Take television, for instance. We don’t watch TV like we used to. When I was growing up, I would be verging on catatonia as I watched the sparks
fly between Batman and Catwoman (the Julie Newmar version -- with all due respect to Eartha Kitt and Lee Meriwether.)
My dad used to call it the “idiot box.” At the time, I
thought it was a comment on the quality of programming, but I now know realize he was referring to my mental state. You could have dropped a live badger in my lap, and I wouldn't have batted an
eye.
But that’s definitely not how we do things now. A recent study indicates that 177 million Americans have at least one other screen going -- usually a smartphone -- while they watch TV. According to Nielsen, there are only 120 million TV households. That means that 1.48 adults per household are definitely dividing their attention among at least two devices while watching "Game of
Thrones."
My daughters and wife are squarely in that camp. Ironically, I now get frustrated because they don’t watch TV the same way I do: catatonically.
Now, I’m
sure watching TV does not represent the pinnacle of focused mindfulness. But this could be a canary in a coal mine. We simply don’t allocate undivided attention to anything anymore. We think
we’re multitasking, but that’s a myth. We don’t multitask; we mentally fidget. We have the average attention span of a gnat.
What price are we paying for living in this attention-deficit world?
Well, first, there’s the problem when we do decide to communicate. I’ve already stated how unnerving it was for me to have someone’s laser-focused attention. But
the opposite is also true. Research studies show our ability to communicate effectively erodes quickly when we’re not
getting feedback that the people we’re talking to are actually paying attention to us. Effective communication requires an adequate allocation of attention on both ends; otherwise it spins into
a downward spiral.
It’s not just communication that suffers when we're attention-deficit. It's hard to focus on anything when we're continually tempted to pick up our smartphone and
check it.
Boise State Professor Nancy Napier suggests a simple test to prove the
price of our mythical multitasking. Draw two lines on a piece of paper. While having someone time you, write “I am a great multitasker” on one, then write down the numbers from 1 to
20 on the other.
Next, repeat this same exercise, but this time, alternate between the two: write “I” on the first line, then “1” on the second, then go back and write
“am” on the first, “2” on the second, and so on. What’s your time? It will probably be double what it was on the first part.

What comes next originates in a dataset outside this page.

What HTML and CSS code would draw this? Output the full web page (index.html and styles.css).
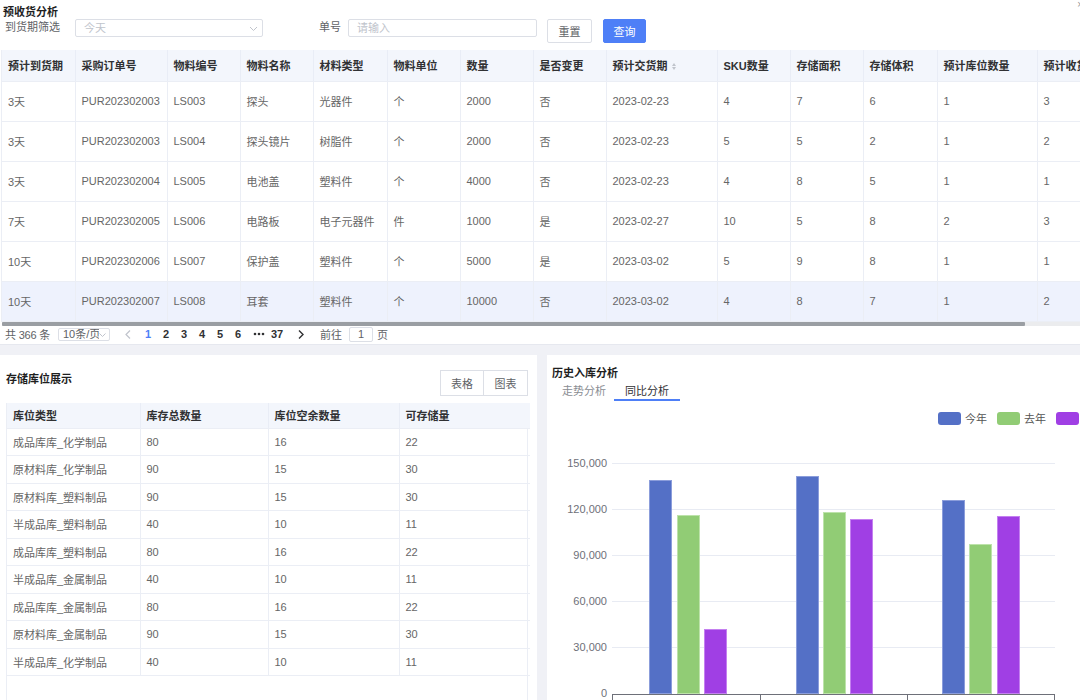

Every time we try to mentally juggle,
we’re more likely to drop a ball.
Attention is important. But we keep allocating thinner and thinner slices of it. Why? A big part is the smartphone probably within arm’s reach of
you right now, and something called intermittent variable rewards. Slot machines use this concept -- and that’s probably why slot machines make more money in the U.S. than baseball, movies and
theme parks combined.
Tristan Harris, taking technology to task for hijacking our brains, explains: “If you want to maximize addictiveness, all tech designers need to do is link a user’s action (like pulling a lever) with a variable
reward. You pull a lever and immediately receive either an enticing reward (a match, a prize!) or nothing. Addictiveness is maximized when the rate of reward is most variable.”
Your
smartphone is no different. In this case, the reward is a new email, Facebook post, Instagram photo or Tinder match. Intermittent variable rewards -- together with the fear of missing out -- make your
smartphone as addictive as a slot machine.
I’m sorry, but I’m no match for all of that.